In terms of environmental risks, wheat and cotton monoculture is slowly exhausting natural resources in Central Asia: just as it caused the disastrous drying of Lake Aral in the Soviet era, it is reportedly reducing soil fertility in Kazakhstan. Moreover, scientists warn that water level in Lake Balkhash, a precious ecological resource located in the Ili River Delta close to the Chinese border, is declining dramatically due to irrigation for cotton and rice cultivation. More dams planned by China in Xinjiang may further complicate this scenario, calling for the two countries to jointly design – together with neighbors – new and sustainable water policies along the Silk Road.

If the agricultural silk road can live up to its promises and be planned in a manner that mitigates against these social and environmental risks, it could go some way in solving the significant food security challenges in Central Asia and China. In particular, Tajikistan and Kyrgyzstan still suffer from nationwide malnutrition challenges – of which rural and marginalized groups are the most vulnerable. But Chinese planners’ design to boost grain output in the region must consider that, while environmental conditions are partly to blame for food insecurity in the region, more so is the Soviet legacy of top-down food policies built around structural dependence on extensive wheat cultivation, associated with poor land and water management, and autarchic self-reliance policies in some cases (Uzbekistan and Turkmenistan).

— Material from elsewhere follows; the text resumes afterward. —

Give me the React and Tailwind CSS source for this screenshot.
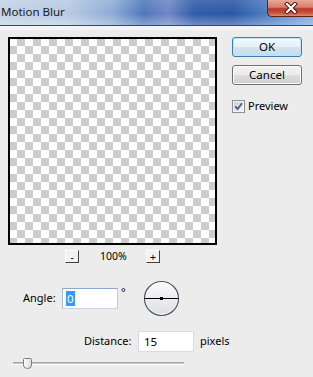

Incidentally, China has already made similar mistakes at home, where grain self-sufficiency policies have exacerbated environmental degradation (leading to serious land pollution due to overuse of chemicals) and placed many farmers out of the market. By bringing in best-in-class agricultural practices and improving connectivity, the agricultural silk road can help the central Asian landmass fulfil its agrarian potential. However, it can only do so by keeping an eye on the environmental and social needs of the region and its population.